(Data shown)
------------

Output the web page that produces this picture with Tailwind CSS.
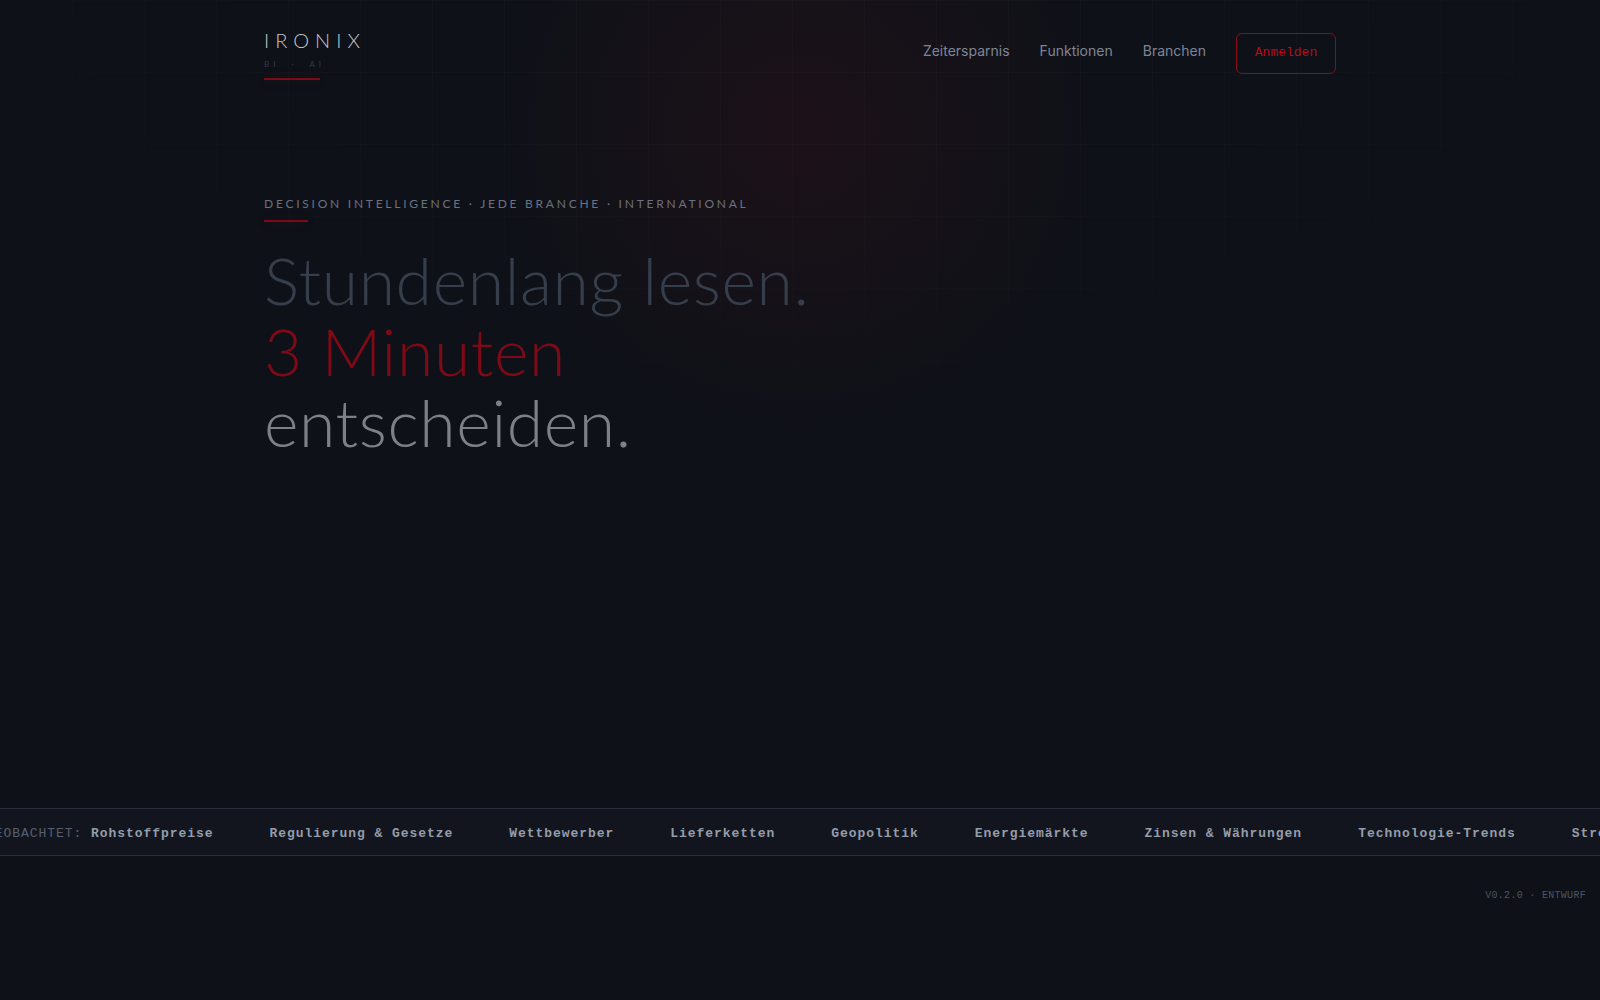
<!DOCTYPE html>
<html lang="de">
<head>
<meta charset="utf-8">
<meta name="viewport" content="width=device-width, initial-scale=1">
<title>IRONIX</title>
<script src="https://cdn.jsdelivr.net/npm/@tailwindcss/browser@4"></script>
</head>
<body class="relative min-h-screen overflow-x-hidden bg-[#0e1118] font-['Inter',sans-serif] text-[#7d8595]">
<!-- background: fading grid and red glow -->
<div class="pointer-events-none absolute inset-x-0 top-0 h-[808px] bg-[linear-gradient(to_right,rgba(255,255,255,0.02)_1px,transparent_1px),linear-gradient(to_bottom,rgba(255,255,255,0.02)_1px,transparent_1px)] bg-[size:72px_72px] [mask-image:radial-gradient(ellipse_70%_60%_at_50%_0%,black_30%,transparent_100%)]"></div>
<div class="pointer-events-none absolute inset-x-0 top-0 h-[808px] bg-[radial-gradient(circle_at_50%_130px,rgba(200,16,30,0.08),transparent_330px)]"></div>

<div class="relative flex min-h-[808px] flex-col">
  <header class="mx-auto flex w-full max-w-[1120px] items-start justify-between px-6 pt-8">
    <a href="#" class="flex flex-col font-['Lato',sans-serif]">
      <span class="text-xl leading-4 font-light tracking-[0.3em] text-[#c4c6ca]">IRONIX</span>
      <span class="mt-3 text-[8px] leading-2 tracking-[0.5em] whitespace-pre text-[#343a46]">BI  ·  AI</span>
      <span class="mt-2.5 h-0.5 w-14 bg-[#7d0a16] shadow-[0_0_12px_rgba(200,16,30,0.2)]"></span>
    </a>
    <nav class="flex items-baseline gap-[30px] pt-px text-sm">
      <a href="#zeit">Zeitersparnis</a>
      <a href="#funktionen">Funktionen</a>
      <a href="#branchen">Branchen</a>
      <button type="button" class="h-[41px] w-[100px] rounded-md border border-[#8d0a18] font-['Liberation_Mono',monospace] text-[13px] text-[#b80a1a]">Anmelden</button>
    </nav>
  </header>

  <main class="mx-auto w-full max-w-[1120px] px-6 pt-[116px]">
    <p class="font-['Lato',sans-serif] text-xs leading-4 tracking-[0.23em] text-[#6b7280]">DECISION INTELLIGENCE · JEDE BRANCHE · INTERNATIONAL</p>
    <div class="mt-2 h-0.5 w-11 bg-[#7d0a16] shadow-[0_0_12px_rgba(200,16,30,0.2)]"></div>
    <h1 class="mt-[22px] font-['Lato',sans-serif] text-[66px] leading-[71px] font-light tracking-[0.01em]">
      <span class="block text-[#373e4b]">Stundenlang lesen.</span>
      <span class="block text-[#7d0a16]">3 Minuten</span>
      <span class="block text-[#7d8086]">entscheiden.</span>
    </h1>
  </main>
</div>

<section aria-label="Beobachtete Themen" class="relative overflow-hidden border-y border-[#28303d] bg-[#12151d]">
  <div class="-ml-3.5 flex w-max gap-14 pt-4 pb-3 font-['Liberation_Mono',monospace] text-[13px] leading-[18px] font-bold tracking-[0.073em] text-[#949dab]">
    <span><span class="font-normal text-[#566070]">BEOBACHTET:</span> Rohstoffpreise</span>
    <span>Regulierung &amp; Gesetze</span>
    <span>Wettbewerber</span>
    <span>Lieferketten</span>
    <span>Geopolitik</span>
    <span>Energiemärkte</span>
    <span>Zinsen &amp; Währungen</span>
    <span>Technologie-Trends</span>
    <span>Strompreise</span>
  </div>
</section>

<footer class="relative flex justify-end px-3.5 pt-8 font-['Liberation_Mono',monospace] text-[10px] leading-4 tracking-[0.03em] text-[#4b5563]">V0.2.0 · ENTWURF</footer>
</body>
</html>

------------

(Job) Quote the full listing above word for word; exclude every picture from the copy.

(Result)
Output the web page that produces this picture with Tailwind CSS.
<!DOCTYPE html>
<html lang="de">
<head>
<meta charset="utf-8">
<meta name="viewport" content="width=device-width, initial-scale=1">
<title>IRONIX</title>
<script src="https://cdn.jsdelivr.net/npm/@tailwindcss/browser@4"></script>
</head>
<body class="relative min-h-screen overflow-x-hidden bg-[#0e1118] font-['Inter',sans-serif] text-[#7d8595]">
<!-- background: fading grid and red glow -->
<div class="pointer-events-none absolute inset-x-0 top-0 h-[808px] bg-[linear-gradient(to_right,rgba(255,255,255,0.02)_1px,transparent_1px),linear-gradient(to_bottom,rgba(255,255,255,0.02)_1px,transparent_1px)] bg-[size:72px_72px] [mask-image:radial-gradient(ellipse_70%_60%_at_50%_0%,black_30%,transparent_100%)]"></div>
<div class="pointer-events-none absolute inset-x-0 top-0 h-[808px] bg-[radial-gradient(circle_at_50%_130px,rgba(200,16,30,0.08),transparent_330px)]"></div>

<div class="relative flex min-h-[808px] flex-col">
  <header class="mx-auto flex w-full max-w-[1120px] items-start justify-between px-6 pt-8">
    <a href="#" class="flex flex-col font-['Lato',sans-serif]">
      <span class="text-xl leading-4 font-light tracking-[0.3em] text-[#c4c6ca]">IRONIX</span>
      <span class="mt-3 text-[8px] leading-2 tracking-[0.5em] whitespace-pre text-[#343a46]">BI  ·  AI</span>
      <span class="mt-2.5 h-0.5 w-14 bg-[#7d0a16] shadow-[0_0_12px_rgba(200,16,30,0.2)]"></span>
    </a>
    <nav class="flex items-baseline gap-[30px] pt-px text-sm">
      <a href="#zeit">Zeitersparnis</a>
      <a href="#funktionen">Funktionen</a>
      <a href="#branchen">Branchen</a>
      <button type="button" class="h-[41px] w-[100px] rounded-md border border-[#8d0a18] font-['Liberation_Mono',monospace] text-[13px] text-[#b80a1a]">Anmelden</button>
    </nav>
  </header>

  <main class="mx-auto w-full max-w-[1120px] px-6 pt-[116px]">
    <p class="font-['Lato',sans-serif] text-xs leading-4 tracking-[0.23em] text-[#6b7280]">DECISION INTELLIGENCE · JEDE BRANCHE · INTERNATIONAL</p>
    <div class="mt-2 h-0.5 w-11 bg-[#7d0a16] shadow-[0_0_12px_rgba(200,16,30,0.2)]"></div>
    <h1 class="mt-[22px] font-['Lato',sans-serif] text-[66px] leading-[71px] font-light tracking-[0.01em]">
      <span class="block text-[#373e4b]">Stundenlang lesen.</span>
      <span class="block text-[#7d0a16]">3 Minuten</span>
      <span class="block text-[#7d8086]">entscheiden.</span>
    </h1>
  </main>
</div>

<section aria-label="Beobachtete Themen" class="relative overflow-hidden border-y border-[#28303d] bg-[#12151d]">
  <div class="-ml-3.5 flex w-max gap-14 pt-4 pb-3 font-['Liberation_Mono',monospace] text-[13px] leading-[18px] font-bold tracking-[0.073em] text-[#949dab]">
    <span><span class="font-normal text-[#566070]">BEOBACHTET:</span> Rohstoffpreise</span>
    <span>Regulierung &amp; Gesetze</span>
    <span>Wettbewerber</span>
    <span>Lieferketten</span>
    <span>Geopolitik</span>
    <span>Energiemärkte</span>
    <span>Zinsen &amp; Währungen</span>
    <span>Technologie-Trends</span>
    <span>Strompreise</span>
  </div>
</section>

<footer class="relative flex justify-end px-3.5 pt-8 font-['Liberation_Mono',monospace] text-[10px] leading-4 tracking-[0.03em] text-[#4b5563]">V0.2.0 · ENTWURF</footer>
</body>
</html>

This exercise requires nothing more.